Mahasanae Breakdowns

Mahasanae Breakdowns

The Continuous Exchange Framework

How to eliminate the “one shot and done” habit from your bag work

Matt Rintranulux's avatar
Matt Rintranulux
Mar 19, 2026
∙ Paid

Here’s a subtle habit that creeps in when you train Muay Thai long enough.

It feels normal.


It even looks technical.

You throw a clean shot.

You feel the impact.

You reset.

You mentally leave the exchange.

Then you go again.

That pause — that tiny mental check out — is where the problem starts.


Rhythm vs Control

The Thai rhythm is beautiful.

When you watch Thai fighters hit the bag, it looks effortless. They push the bag forward, let it swing, pick their moment, land with timing.

It looks relaxed to the point of casual.

But what you’re seeing is control.

What many people end up copying is the relaxation.

Those are two very different things.

Most bag work in Thailand revolves around creating rhythm with the swing.

You strike.
The bag moves.
You measure the return.

It’s timing and distance training.

That part is correct.

The mistake happens in the gap after the shot lands.


The Mental Check-Out

Listen to your own mind when you train.

You throw a kick.

It lands hard.

You hear the sound.

There’s a small satisfaction.

Then your brain says:

“That was good.”

And in that moment, you’re no longer in the fight.
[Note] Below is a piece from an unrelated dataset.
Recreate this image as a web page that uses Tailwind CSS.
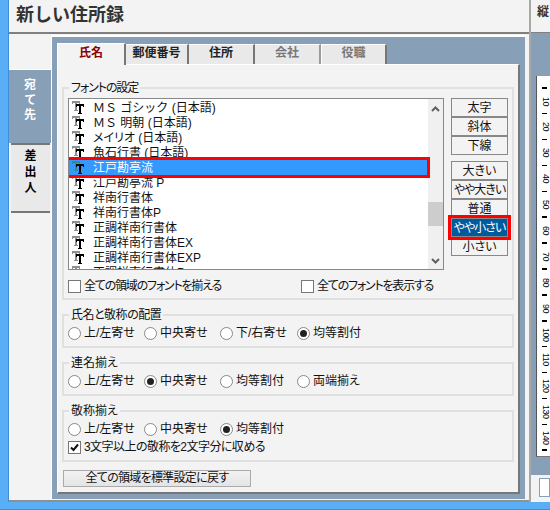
<!DOCTYPE html>
<html lang="ja">
<head>
<meta charset="UTF-8">
<title>新しい住所録</title>
<script src="https://cdn.jsdelivr.net/npm/@tailwindcss/browser@4"></script>
</head>
<body class="[font-family:'Liberation_Sans','Noto_Sans_CJK_JP',sans-serif] [font-feature-settings:'palt'] text-[12px] leading-[14px] text-[#111]">
<svg width="0" height="0" class="absolute">
  <defs>
    <path id="t" d="M0 0h8v3h-1v-1h-2v7h1v1h-4v-1h1v-7h-2v1h-1z"/>
    <symbol id="tt" viewBox="0 0 13 14">
      <use href="#t" x="0" y="0" fill="#909090"/>
      <use href="#t" x="4" y="3" fill="#000"/>
    </symbol>
    <symbol id="tt-sel" viewBox="0 0 13 14">
      <use href="#t" x="0" y="0" fill="#2a8f8f"/>
      <use href="#t" x="4" y="3" fill="#000"/>
    </symbol>
  </defs>
</svg>
<div class="w-[550px] h-[510px] overflow-hidden flex flex-col bg-[#5aaef5]">
  <div class="h-[502px] flex pl-[8px] bg-[#5aaef5]">
    <!-- main column -->
    <div class="w-[523px] h-[502px] flex flex-col bg-[#f3f3f3] border-l border-[#3f8fd8]">
      <div class="h-[34px] pl-[7px] border-b-2 border-[#808080] flex items-center shrink-0">
        <h1 class="text-[18px] leading-[22px] font-bold text-[#333] mb-[3px] [font-feature-settings:normal]">新しい住所録</h1>
      </div>
      <div class="flex flex-1 pt-[1px] border-b-2 border-[#909090]">
        <!-- side tabs -->
        <div class="w-[42px] shrink-0 pt-[34px] flex flex-col items-start">
          <div class="w-[42px] h-[74px] bg-[#87a0b8] border-t border-white text-white flex flex-col items-center pt-[8px] leading-[15px] font-bold">
            <span>宛</span><span>て</span><span>先</span>
          </div>
          <div class="w-[39px] h-[70px] ml-[2px] bg-[#e9e9e9] border-t-2 border-b-2 border-[#777] flex flex-col items-center pt-[3px] leading-[16px] font-bold text-black">
            <span>差</span><span>出</span><span>人</span>
          </div>
        </div>
        <!-- panel -->
        <div class="w-[474px] h-[464px] shrink-0 bg-[#87a0b8] border-t-2 border-l border-white">
          <div class="h-[27px] pl-[5px] flex items-end font-bold">
            <div class="w-[69px] h-[22px] pb-[3px] bg-[#f3f3f3] border-t border-l border-white border-r-2 border-r-[#777] flex items-center justify-center text-[#8b0000] relative top-[1px]">氏名</div>
            <div class="w-[63px] h-[20px] pb-[3px] bg-[#e9e9e9] border-t border-white border-r-2 border-r-[#777] flex items-center justify-center text-[#222]">郵便番号</div>
            <div class="w-[66px] h-[20px] pb-[3px] bg-[#e9e9e9] border-t border-white border-r-2 border-r-[#777] flex items-center justify-center text-[#222]">住所</div>
            <div class="w-[66px] h-[20px] pb-[3px] bg-[#e9e9e9] border-t border-white border-r-2 border-r-[#999] flex items-center justify-center text-[#777]">会社</div>
            <div class="w-[66px] h-[20px] pb-[3px] bg-[#e9e9e9] border-t border-l border-white border-r-2 border-r-[#777] flex items-center justify-center text-[#777]">役職</div>
          </div>
          <!-- card -->
          <div class="w-[463px] h-[430px] ml-[5px] bg-[#f3f3f3] border-t border-l border-white border-r-2 border-b-2 border-r-[#777] border-b-[#777] pl-[4px] pr-[5px] pt-[16px]">
            <fieldset class="w-[452px] h-[219px] border-2 border-[#e0e0e0] px-[4px]">
              <legend class="ml-[1px] px-[2px] h-[14px] tracking-[-1.1px]">フォントの設定</legend>
              <div class="flex mt-[3px]">
                <div class="w-[376px] h-[172px] bg-white border border-[#888] flex overflow-hidden">
                  <ul class="w-[358px] pt-[1px] shrink-0">
                    <li class="h-[15px] flex items-center pl-[3px] gap-[8px] [font-feature-settings:normal]"><svg class="w-[13px] h-[14px] shrink-0"><use href="#tt"/></svg><span>ＭＳ ゴシック (日本語)</span></li>
                    <li class="h-[15px] flex items-center pl-[3px] gap-[8px] [font-feature-settings:normal]"><svg class="w-[13px] h-[14px] shrink-0"><use href="#tt"/></svg><span>ＭＳ 明朝 (日本語)</span></li>
                    <li class="h-[15px] flex items-center pl-[3px] gap-[8px]"><svg class="w-[13px] h-[14px] shrink-0"><use href="#tt"/></svg><span>メイリオ (日本語)</span></li>
                    <li class="h-[15px] flex items-center pl-[3px] gap-[8px]"><svg class="w-[13px] h-[14px] shrink-0"><use href="#tt"/></svg><span>魚石行書 (日本語)</span></li>
                    <li class="h-[15px] flex items-center pl-[3px] gap-[8px] bg-[#3399ff] text-white outline-[3px] outline-[#ff0000] relative z-10"><svg class="w-[13px] h-[14px] shrink-0"><use href="#tt-sel"/></svg><span>江戸勘亭流</span></li>
                    <li class="h-[15px] flex items-center pl-[3px] gap-[8px]"><svg class="w-[13px] h-[14px] shrink-0"><use href="#tt"/></svg><span>江戸勘亭流 P</span></li>
                    <li class="h-[15px] flex items-center pl-[3px] gap-[8px]"><svg class="w-[13px] h-[14px] shrink-0"><use href="#tt"/></svg><span>祥南行書体</span></li>
                    <li class="h-[15px] flex items-center pl-[3px] gap-[8px]"><svg class="w-[13px] h-[14px] shrink-0"><use href="#tt"/></svg><span>祥南行書体P</span></li>
                    <li class="h-[15px] flex items-center pl-[3px] gap-[8px]"><svg class="w-[13px] h-[14px] shrink-0"><use href="#tt"/></svg><span>正調祥南行書体</span></li>
                    <li class="h-[15px] flex items-center pl-[3px] gap-[8px]"><svg class="w-[13px] h-[14px] shrink-0"><use href="#tt"/></svg><span>正調祥南行書体EX</span></li>
                    <li class="h-[15px] flex items-center pl-[3px] gap-[8px]"><svg class="w-[13px] h-[14px] shrink-0"><use href="#tt"/></svg><span>正調祥南行書体EXP</span></li>
                    <li class="h-[15px] flex items-center pl-[3px] gap-[8px]"><svg class="w-[13px] h-[14px] shrink-0"><use href="#tt"/></svg><span>正調祥南行書体P</span></li>
                  </ul>
                  <div class="w-[15px] ml-[1px] bg-[#f0f0f0] flex flex-col items-center pt-[7px]">
                    <svg width="9" height="6" viewBox="0 0 9 6" fill="none" stroke="#606060" stroke-width="2"><path d="M1 5l3.5-3.5L8 5"/></svg>
                    <div class="w-[15px] h-[24px] mt-[90px] bg-[#cdcdcd]"></div>
                    <svg class="mt-[32px]" width="9" height="6" viewBox="0 0 9 6" fill="none" stroke="#606060" stroke-width="2"><path d="M1 1l3.5 3.5L8 1"/></svg>
                  </div>
                </div>
                <div class="ml-[7px] w-[57px] flex flex-col whitespace-nowrap">
                  <div class="h-[19px] bg-[#f3f3f3] border border-[#888] flex items-center justify-center">太字</div>
                  <div class="h-[19px] bg-[#f3f3f3] border border-[#888] flex items-center justify-center">斜体</div>
                  <div class="h-[19px] bg-[#f3f3f3] border border-[#888] flex items-center justify-center">下線</div>
                  <div class="h-[19px] mt-[6px] bg-[#f3f3f3] border border-[#888] flex items-center justify-center">大きい</div>
                  <div class="h-[19px] bg-[#f3f3f3] border border-[#888] flex items-center justify-center tracking-[-1px]">やや大きい</div>
                  <div class="h-[19px] bg-[#f3f3f3] border border-[#888] flex items-center justify-center">普通</div>
                  <div class="h-[19px] bg-[#005a9e] text-white border border-[#888] flex items-center justify-center outline-[3px] outline-[#ff0000] relative z-10 tracking-[-1px]">やや小さい</div>
                  <div class="h-[19px] bg-[#f3f3f3] border border-[#888] flex items-center justify-center">小さい</div>
                </div>
              </div>
              <div class="flex mt-[9px] h-[14px] items-center whitespace-nowrap">
                <span class="w-[13px] h-[13px] bg-white border border-[#777] shrink-0"></span>
                <span class="ml-[3px] w-[217px] tracking-[-1.2px]">全ての領域のフォントを揃える</span>
                <span class="w-[13px] h-[13px] bg-white border border-[#777] shrink-0"></span>
                <span class="ml-[3px] tracking-[-1.2px]">全てのフォントを表示する</span>
              </div>
            </fieldset>
            <fieldset class="w-[452px] h-[40px] mt-[8px] border-2 border-[#e0e0e0] px-[4px]">
              <legend class="ml-[1px] px-[2px] h-[14px] tracking-[-0.5px]">氏名と敬称の配置</legend>
              <div class="flex mt-[4px]">
                <label class="w-[76px] flex items-center gap-[3px]"><span class="w-[13px] h-[13px] rounded-full bg-white border border-[#888]"></span>上/左寄せ</label>
                <label class="w-[76px] flex items-center gap-[3px]"><span class="w-[13px] h-[13px] rounded-full bg-white border border-[#888]"></span>中央寄せ</label>
                <label class="w-[77px] flex items-center gap-[3px]"><span class="w-[13px] h-[13px] rounded-full bg-white border border-[#888]"></span>下/右寄せ</label>
                <label class="flex items-center gap-[3px]"><span class="w-[13px] h-[13px] rounded-full bg-white border border-[#888] flex items-center justify-center"><span class="w-[7px] h-[7px] rounded-full bg-[#222]"></span></span>均等割付</label>
              </div>
            </fieldset>
            <fieldset class="w-[452px] h-[40px] mt-[8px] border-2 border-[#e0e0e0] px-[4px]">
              <legend class="ml-[1px] px-[2px] h-[14px]">連名揃え</legend>
              <div class="flex mt-[4px]">
                <label class="w-[76px] flex items-center gap-[3px]"><span class="w-[13px] h-[13px] rounded-full bg-white border border-[#888]"></span>上/左寄せ</label>
                <label class="w-[76px] flex items-center gap-[3px]"><span class="w-[13px] h-[13px] rounded-full bg-white border border-[#888] flex items-center justify-center"><span class="w-[7px] h-[7px] rounded-full bg-[#222]"></span></span>中央寄せ</label>
                <label class="w-[77px] flex items-center gap-[3px]"><span class="w-[13px] h-[13px] rounded-full bg-white border border-[#888]"></span>均等割付</label>
                <label class="flex items-center gap-[3px]"><span class="w-[13px] h-[13px] rounded-full bg-white border border-[#888]"></span>両端揃え</label>
              </div>
            </fieldset>
            <fieldset class="w-[452px] h-[58px] mt-[8px] border-2 border-[#e0e0e0] px-[4px]">
              <legend class="ml-[1px] px-[2px] h-[14px]">敬称揃え</legend>
              <div class="flex mt-[4px]">
                <label class="w-[76px] flex items-center gap-[3px]"><span class="w-[13px] h-[13px] rounded-full bg-white border border-[#888]"></span>上/左寄せ</label>
                <label class="w-[76px] flex items-center gap-[3px]"><span class="w-[13px] h-[13px] rounded-full bg-white border border-[#888]"></span>中央寄せ</label>
                <label class="w-[77px] flex items-center gap-[3px]"><span class="w-[13px] h-[13px] rounded-full bg-white border border-[#888] flex items-center justify-center"><span class="w-[7px] h-[7px] rounded-full bg-[#222]"></span></span>均等割付</label>
              </div>
              <div class="flex items-center gap-[3px] mt-[4px] tracking-[-0.55px]">
                <span class="w-[13px] h-[13px] bg-white border border-[#777] flex items-center justify-center"><svg width="9" height="9" viewBox="0 0 9 9" fill="none" stroke="#111" stroke-width="2"><path d="M1 4.5l2.5 2.5L8 1.5"/></svg></span>
                3文字以上の敬称を2文字分に収める
              </div>
            </fieldset>
            <button class="block w-[188px] h-[17px] mt-[8px] ml-[1px] bg-gradient-to-b from-[#f2f2f2] to-[#e4e4e4] border border-[#aaa] text-center leading-[15px] tracking-[-0.7px]">全ての領域を標準設定に戻す</button>
          </div>
        </div>
      </div>
    </div>
    <!-- preview column -->
    <div class="flex-1 h-[502px] bg-[#f3f3f3] border-l-2 border-[#a8a8a8] flex flex-col">
      <div class="h-[33px] pl-[6px] pt-[5px] border-b border-[#808080] font-bold text-[#333] shrink-0 overflow-hidden">縦</div>
      <div class="h-[442px] bg-[#87a0b8] pl-[5px] pt-[43px] shrink-0">
        <div class="h-[381px] bg-white border-l border-[#555] border-b border-b-[#777] pt-[11px] pl-[5px] flex flex-col text-[9px] leading-[9px] tracking-[-0.5px] text-black">
          <div class="h-[25.9px] shrink-0"><div class="w-[5px] h-[1.5px] bg-black"></div><div class="[writing-mode:vertical-rl] mt-[8px] -ml-[1px]">10</div></div>
          <div class="h-[25.9px] shrink-0"><div class="w-[5px] h-[1.5px] bg-black"></div><div class="[writing-mode:vertical-rl] mt-[8px] -ml-[1px]">20</div></div>
          <div class="h-[25.9px] shrink-0"><div class="w-[5px] h-[1.5px] bg-black"></div><div class="[writing-mode:vertical-rl] mt-[8px] -ml-[1px]">30</div></div>
          <div class="h-[25.9px] shrink-0"><div class="w-[5px] h-[1.5px] bg-black"></div><div class="[writing-mode:vertical-rl] mt-[8px] -ml-[1px]">40</div></div>
          <div class="h-[25.9px] shrink-0"><div class="w-[5px] h-[1.5px] bg-black"></div><div class="[writing-mode:vertical-rl] mt-[8px] -ml-[1px]">50</div></div>
          <div class="h-[25.9px] shrink-0"><div class="w-[5px] h-[1.5px] bg-black"></div><div class="[writing-mode:vertical-rl] mt-[8px] -ml-[1px]">60</div></div>
          <div class="h-[25.9px] shrink-0"><div class="w-[5px] h-[1.5px] bg-black"></div><div class="[writing-mode:vertical-rl] mt-[8px] -ml-[1px]">70</div></div>
          <div class="h-[25.9px] shrink-0"><div class="w-[5px] h-[1.5px] bg-black"></div><div class="[writing-mode:vertical-rl] mt-[8px] -ml-[1px]">80</div></div>
          <div class="h-[25.9px] shrink-0"><div class="w-[5px] h-[1.5px] bg-black"></div><div class="[writing-mode:vertical-rl] mt-[8px] -ml-[1px]">90</div></div>
          <div class="h-[25.9px] shrink-0"><div class="w-[5px] h-[1.5px] bg-black"></div><div class="[writing-mode:vertical-rl] mt-[6px] -ml-[1px]">100</div></div>
          <div class="h-[25.9px] shrink-0"><div class="w-[5px] h-[1.5px] bg-black"></div><div class="[writing-mode:vertical-rl] mt-[6px] -ml-[1px]">110</div></div>
          <div class="h-[25.9px] shrink-0"><div class="w-[5px] h-[1.5px] bg-black"></div><div class="[writing-mode:vertical-rl] mt-[6px] -ml-[1px]">120</div></div>
          <div class="h-[25.9px] shrink-0"><div class="w-[5px] h-[1.5px] bg-black"></div><div class="[writing-mode:vertical-rl] mt-[6px] -ml-[1px]">130</div></div>
          <div class="h-[25.9px] shrink-0"><div class="w-[5px] h-[1.5px] bg-black"></div><div class="[writing-mode:vertical-rl] mt-[6px] -ml-[1px]">140</div></div>
          <div class="w-[5px] h-[1.5px] bg-black shrink-0"></div>
        </div>
      </div>
      <div class="pl-[8px] pt-[3px]"><div class="h-[19px] bg-white border border-[#87a0b8]"></div></div>
    </div>
  </div>
  <div class="h-[8px] bg-[#5aaef5] border-b border-[#3f8fd8]"></div>
</div>
</body>
</html>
Even if you throw combinations, the structure is often the same.

Jab cross kick.
Done.
Reset.
Breathe.
Watch the bag.

Go again.

You are training in sequences of completion.

Real fights don’t work like that.

There is no completion.

The moment after your strike is usually the most dangerous moment.
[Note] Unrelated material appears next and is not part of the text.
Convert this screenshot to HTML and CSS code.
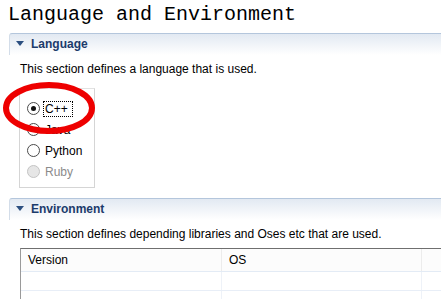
FILE: index.html
```html
<!DOCTYPE html>
<html lang="en">
<head>
    <meta charset="UTF-8">
    <title>Language and Environment</title>
    <link rel="stylesheet" href="styles.css">
</head>
<body>
    <!-- Page title -->
    <h1 class="page-title">Language and Environment</h1>

    <!-- Language section -->
    <section class="section">
        <div class="section-head"><span class="twisty"></span>Language</div>
        <p class="section-desc">This section defines a language that is used.</p>
        <div class="radio-group">
            <label class="radio checked"><span class="dot"></span><span class="label focus">C++</span></label>
            <label class="radio"><span class="dot"></span><span class="label">Java</span></label>
            <label class="radio"><span class="dot"></span><span class="label">Python</span></label>
            <label class="radio disabled"><span class="dot"></span><span class="label">Ruby</span></label>
        </div>

        <!-- Red annotation ring -->
        <svg class="mark" width="100" height="60" viewBox="0 0 100 60">
            <ellipse cx="49" cy="29" rx="43" ry="23" fill="none" stroke="#ee0000" stroke-width="6"/>
        </svg>
    </section>

    <!-- Environment section -->
    <section class="section">
        <div class="section-head"><span class="twisty"></span>Environment</div>
        <p class="section-desc">This section defines depending libraries and Oses etc that are used.</p>
        <div class="table">
            <div class="row head">
                <div class="cell">Version</div>
                <div class="cell">OS</div>
                <div class="cell"></div>
            </div>
            <div class="row">
                <div class="cell"></div>
                <div class="cell"></div>
                <div class="cell"></div>
            </div>
            <div class="row">
                <div class="cell"></div>
                <div class="cell"></div>
                <div class="cell"></div>
            </div>
        </div>
    </section>
</body>
</html>
```

FILE: styles.css
```css
/* General */
body {
    margin: 0;
    padding: 0 0 0 8px;
    background: #ffffff;
    font-family: "Segoe UI", "Liberation Sans", Arial, sans-serif;
    font-size: 12px;
    color: #000000;
    overflow: hidden;
}

.page-title {
    margin: 0;
    padding-top: 3px;
    height: 30px;
    font-family: "Liberation Mono", "DejaVu Sans Mono", monospace;
    font-size: 20px;
    font-weight: normal;
    line-height: 24px;
}

/* Sections */
.section {
    position: relative;
    margin-left: 1px;
    margin-right: -20px;
}

.section-head {
    display: flex;
    align-items: center;
    height: 19px;
    padding-left: 6px;
    padding-bottom: 2px;
    border-top: 1px solid #b4c6dc;
    border-left: 1px solid #d3dde9;
    border-top-left-radius: 3px;
    background: linear-gradient(to bottom, #e2e9f2, #ffffff);
    color: #1c3b6b;
    font-weight: bold;
}

.twisty {
    width: 0;
    height: 0;
    margin-right: 7px;
    border-left: 4px solid transparent;
    border-right: 4px solid transparent;
    border-top: 5px solid #2c4f80;
}

.section-desc {
    margin: 6px 0 11px 11px;
    line-height: 16px;
}

/* Radio group */
.radio-group {
    display: flex;
    flex-direction: column;
    width: 76px;
    height: 100px;
    margin-left: 10px;
    padding-top: 9px;
    box-sizing: border-box;
    border: 1px solid #d5d5d5;
    border-top-color: #e2e2e2;
}

.radio {
    display: flex;
    align-items: center;
    height: 21px;
    padding-left: 7px;
}

.dot {
    position: relative;
    width: 11px;
    height: 11px;
    margin-right: 4px;
    border: 1px solid #4a4a4a;
    border-radius: 50%;
    background: #ffffff;
}

.checked .dot::after {
    content: "";
    position: absolute;
    top: 3px;
    left: 3px;
    width: 5px;
    height: 5px;
    border-radius: 50%;
    background: #111111;
}

.label {
    line-height: 14px;
    padding: 0 1px;
}

.label.focus {
    outline: 1px dotted #000000;
    padding: 0 4px 0 1px;
}

.disabled .dot {
    border-color: #c4c4c4;
    background: #e6e6e6;
}

.disabled .label {
    color: #8b8b8b;
}

.mark {
    position: absolute;
    top: 46px;
    left: -9px;
}

/* Environment section */
.section + .section {
    margin-top: 10px;
}

.section + .section .section-desc {
    margin-bottom: 6px;
}

.table {
    margin-left: 11px;
    border-top: 1px solid #6f6f6f;
    border-left: 1px solid #9a9a9a;
}

.row {
    display: grid;
    grid-template-columns: 201px 200px 40px;
    height: 18px;
    border-bottom: 1px solid #e8eef7;
}

.row.head {
    height: 22px;
    background: #fcfcfc;
    border-bottom-color: #e3ebf5;
}

.cell {
    display: flex;
    align-items: center;
    padding-left: 7px;
    border-right: 1px solid #eef2f8;
}

.head .cell {
    border-right-color: #ececec;
}
```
That’s when counters come.

That’s when the other person explodes back.

That’s when positioning matters most.

If your nervous system is trained to relax after you fire, you will always be half a beat behind in sparring.

You’ll land something clean and think the exchange is over.

It isn’t.


Why Thai Fighters Look Relaxed

Part of the confusion comes from watching experienced Thai fighters train.

They can look extremely chilled on the bag.

They throw a kick.
Let the bag swing.
Glance around the gym.
Adjust their shorts.

Then go again.

But many of them have 100 fights or more.

They’ve been fighting weekly since childhood.

Their awareness under pressure is already built.

For them, bag work is often maintenance.

For you, it might still be development.


The Continuous Exchange Framework

Instead of thinking in shots, start thinking in exchanges.

Every strike should trigger four immediate questions.


1. What Comes Back?

Assume the opponent is already countering.